Goal => Set down the material below word for word, excluding the pictures.
▼
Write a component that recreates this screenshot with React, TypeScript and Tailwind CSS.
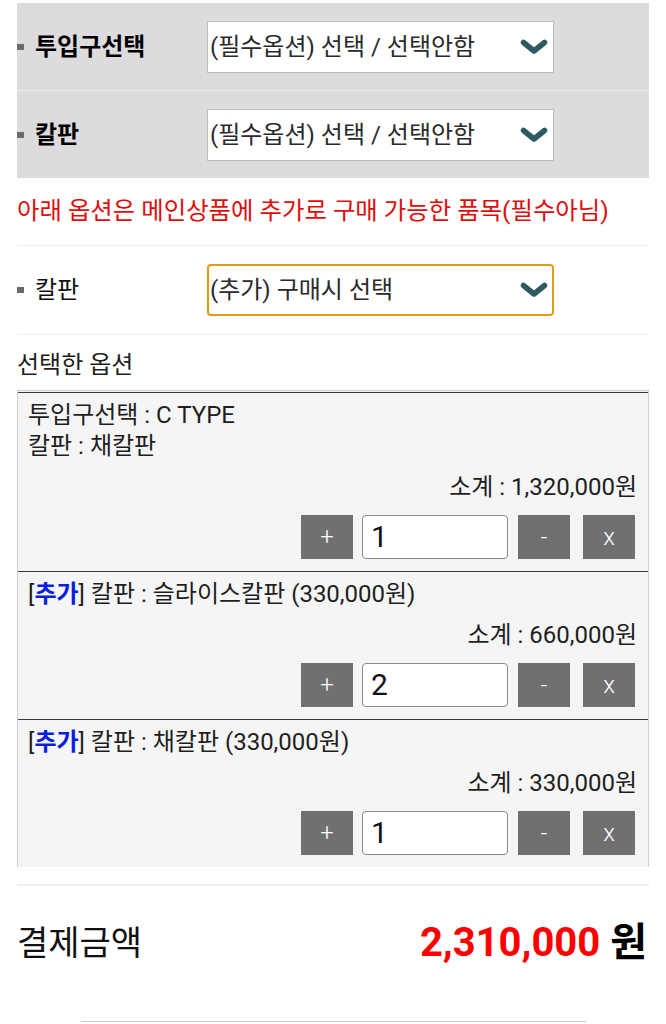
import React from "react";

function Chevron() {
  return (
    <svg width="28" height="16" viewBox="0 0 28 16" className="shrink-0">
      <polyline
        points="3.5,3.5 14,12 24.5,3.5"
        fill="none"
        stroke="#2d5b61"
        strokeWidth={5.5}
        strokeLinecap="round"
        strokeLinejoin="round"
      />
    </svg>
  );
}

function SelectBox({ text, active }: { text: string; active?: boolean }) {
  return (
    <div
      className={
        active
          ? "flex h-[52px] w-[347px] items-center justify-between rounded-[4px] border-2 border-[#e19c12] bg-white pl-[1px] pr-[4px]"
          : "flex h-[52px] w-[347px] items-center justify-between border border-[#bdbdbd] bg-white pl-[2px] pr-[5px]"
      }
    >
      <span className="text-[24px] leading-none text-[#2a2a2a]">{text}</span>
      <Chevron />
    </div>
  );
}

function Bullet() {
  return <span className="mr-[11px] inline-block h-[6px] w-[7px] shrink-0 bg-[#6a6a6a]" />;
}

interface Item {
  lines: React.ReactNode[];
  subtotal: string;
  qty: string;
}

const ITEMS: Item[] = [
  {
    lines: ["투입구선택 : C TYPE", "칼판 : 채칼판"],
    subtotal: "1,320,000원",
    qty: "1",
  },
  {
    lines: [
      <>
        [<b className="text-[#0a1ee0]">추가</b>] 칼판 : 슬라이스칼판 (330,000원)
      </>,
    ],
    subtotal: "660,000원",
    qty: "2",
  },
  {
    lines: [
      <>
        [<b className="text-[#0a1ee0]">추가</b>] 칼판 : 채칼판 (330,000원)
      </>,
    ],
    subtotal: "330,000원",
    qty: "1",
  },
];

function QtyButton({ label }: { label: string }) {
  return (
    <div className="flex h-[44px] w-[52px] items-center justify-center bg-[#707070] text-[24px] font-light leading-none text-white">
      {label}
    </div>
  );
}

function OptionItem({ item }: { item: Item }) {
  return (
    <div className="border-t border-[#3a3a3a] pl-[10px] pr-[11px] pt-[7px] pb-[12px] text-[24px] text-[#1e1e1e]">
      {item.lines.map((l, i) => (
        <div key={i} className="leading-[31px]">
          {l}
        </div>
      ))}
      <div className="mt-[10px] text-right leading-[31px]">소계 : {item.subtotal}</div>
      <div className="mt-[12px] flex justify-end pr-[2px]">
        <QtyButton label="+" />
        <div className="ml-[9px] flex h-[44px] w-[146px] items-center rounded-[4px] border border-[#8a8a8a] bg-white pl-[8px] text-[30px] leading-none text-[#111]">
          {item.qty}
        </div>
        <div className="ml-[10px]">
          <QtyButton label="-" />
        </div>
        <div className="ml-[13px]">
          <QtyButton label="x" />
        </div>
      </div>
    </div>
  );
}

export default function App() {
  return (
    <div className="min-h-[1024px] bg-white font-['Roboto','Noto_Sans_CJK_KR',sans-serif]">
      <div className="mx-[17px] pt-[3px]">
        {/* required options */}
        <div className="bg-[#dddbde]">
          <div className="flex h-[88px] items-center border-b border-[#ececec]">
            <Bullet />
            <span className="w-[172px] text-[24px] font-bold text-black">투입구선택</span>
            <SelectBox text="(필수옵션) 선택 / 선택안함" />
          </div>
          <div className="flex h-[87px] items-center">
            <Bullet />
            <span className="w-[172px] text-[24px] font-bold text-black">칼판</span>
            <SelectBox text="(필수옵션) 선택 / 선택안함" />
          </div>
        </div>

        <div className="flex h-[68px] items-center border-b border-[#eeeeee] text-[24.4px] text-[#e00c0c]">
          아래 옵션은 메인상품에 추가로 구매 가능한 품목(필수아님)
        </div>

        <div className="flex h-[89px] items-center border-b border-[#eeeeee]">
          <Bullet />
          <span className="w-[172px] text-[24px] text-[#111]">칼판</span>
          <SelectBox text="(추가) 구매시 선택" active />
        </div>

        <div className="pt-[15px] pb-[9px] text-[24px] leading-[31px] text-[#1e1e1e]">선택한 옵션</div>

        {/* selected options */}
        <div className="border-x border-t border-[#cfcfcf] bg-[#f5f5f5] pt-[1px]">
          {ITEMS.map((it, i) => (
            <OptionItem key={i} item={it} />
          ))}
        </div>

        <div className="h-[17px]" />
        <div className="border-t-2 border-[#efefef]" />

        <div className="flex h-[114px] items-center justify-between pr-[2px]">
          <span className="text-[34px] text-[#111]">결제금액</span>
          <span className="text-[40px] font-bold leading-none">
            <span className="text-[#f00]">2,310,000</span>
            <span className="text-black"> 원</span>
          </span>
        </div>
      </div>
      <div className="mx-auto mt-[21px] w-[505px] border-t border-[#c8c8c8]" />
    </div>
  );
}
▲
Result =>
Write a component that recreates this screenshot with React, TypeScript and Tailwind CSS.
import React from "react";

function Chevron() {
  return (
    <svg width="28" height="16" viewBox="0 0 28 16" className="shrink-0">
      <polyline
        points="3.5,3.5 14,12 24.5,3.5"
        fill="none"
        stroke="#2d5b61"
        strokeWidth={5.5}
        strokeLinecap="round"
        strokeLinejoin="round"
      />
    </svg>
  );
}

function SelectBox({ text, active }: { text: string; active?: boolean }) {
  return (
    <div
      className={
        active
          ? "flex h-[52px] w-[347px] items-center justify-between rounded-[4px] border-2 border-[#e19c12] bg-white pl-[1px] pr-[4px]"
          : "flex h-[52px] w-[347px] items-center justify-between border border-[#bdbdbd] bg-white pl-[2px] pr-[5px]"
      }
    >
      <span className="text-[24px] leading-none text-[#2a2a2a]">{text}</span>
      <Chevron />
    </div>
  );
}

function Bullet() {
  return <span className="mr-[11px] inline-block h-[6px] w-[7px] shrink-0 bg-[#6a6a6a]" />;
}

interface Item {
  lines: React.ReactNode[];
  subtotal: string;
  qty: string;
}

const ITEMS: Item[] = [
  {
    lines: ["투입구선택 : C TYPE", "칼판 : 채칼판"],
    subtotal: "1,320,000원",
    qty: "1",
  },
  {
    lines: [
      <>
        [<b className="text-[#0a1ee0]">추가</b>] 칼판 : 슬라이스칼판 (330,000원)
      </>,
    ],
    subtotal: "660,000원",
    qty: "2",
  },
  {
    lines: [
      <>
        [<b className="text-[#0a1ee0]">추가</b>] 칼판 : 채칼판 (330,000원)
      </>,
    ],
    subtotal: "330,000원",
    qty: "1",
  },
];

function QtyButton({ label }: { label: string }) {
  return (
    <div className="flex h-[44px] w-[52px] items-center justify-center bg-[#707070] text-[24px] font-light leading-none text-white">
      {label}
    </div>
  );
}

function OptionItem({ item }: { item: Item }) {
  return (
    <div className="border-t border-[#3a3a3a] pl-[10px] pr-[11px] pt-[7px] pb-[12px] text-[24px] text-[#1e1e1e]">
      {item.lines.map((l, i) => (
        <div key={i} className="leading-[31px]">
          {l}
        </div>
      ))}
      <div className="mt-[10px] text-right leading-[31px]">소계 : {item.subtotal}</div>
      <div className="mt-[12px] flex justify-end pr-[2px]">
        <QtyButton label="+" />
        <div className="ml-[9px] flex h-[44px] w-[146px] items-center rounded-[4px] border border-[#8a8a8a] bg-white pl-[8px] text-[30px] leading-none text-[#111]">
          {item.qty}
        </div>
        <div className="ml-[10px]">
          <QtyButton label="-" />
        </div>
        <div className="ml-[13px]">
          <QtyButton label="x" />
        </div>
      </div>
    </div>
  );
}

export default function App() {
  return (
    <div className="min-h-[1024px] bg-white font-['Roboto','Noto_Sans_CJK_KR',sans-serif]">
      <div className="mx-[17px] pt-[3px]">
        {/* required options */}
        <div className="bg-[#dddbde]">
          <div className="flex h-[88px] items-center border-b border-[#ececec]">
            <Bullet />
            <span className="w-[172px] text-[24px] font-bold text-black">투입구선택</span>
            <SelectBox text="(필수옵션) 선택 / 선택안함" />
          </div>
          <div className="flex h-[87px] items-center">
            <Bullet />
            <span className="w-[172px] text-[24px] font-bold text-black">칼판</span>
            <SelectBox text="(필수옵션) 선택 / 선택안함" />
          </div>
        </div>

        <div className="flex h-[68px] items-center border-b border-[#eeeeee] text-[24.4px] text-[#e00c0c]">
          아래 옵션은 메인상품에 추가로 구매 가능한 품목(필수아님)
        </div>

        <div className="flex h-[89px] items-center border-b border-[#eeeeee]">
          <Bullet />
          <span className="w-[172px] text-[24px] text-[#111]">칼판</span>
          <SelectBox text="(추가) 구매시 선택" active />
        </div>

        <div className="pt-[15px] pb-[9px] text-[24px] leading-[31px] text-[#1e1e1e]">선택한 옵션</div>

        {/* selected options */}
        <div className="border-x border-t border-[#cfcfcf] bg-[#f5f5f5] pt-[1px]">
          {ITEMS.map((it, i) => (
            <OptionItem key={i} item={it} />
          ))}
        </div>

        <div className="h-[17px]" />
        <div className="border-t-2 border-[#efefef]" />

        <div className="flex h-[114px] items-center justify-between pr-[2px]">
          <span className="text-[34px] text-[#111]">결제금액</span>
          <span className="text-[40px] font-bold leading-none">
            <span className="text-[#f00]">2,310,000</span>
            <span className="text-black"> 원</span>
          </span>
        </div>
      </div>
      <div className="mx-auto mt-[21px] w-[505px] border-t border-[#c8c8c8]" />
    </div>
  );
}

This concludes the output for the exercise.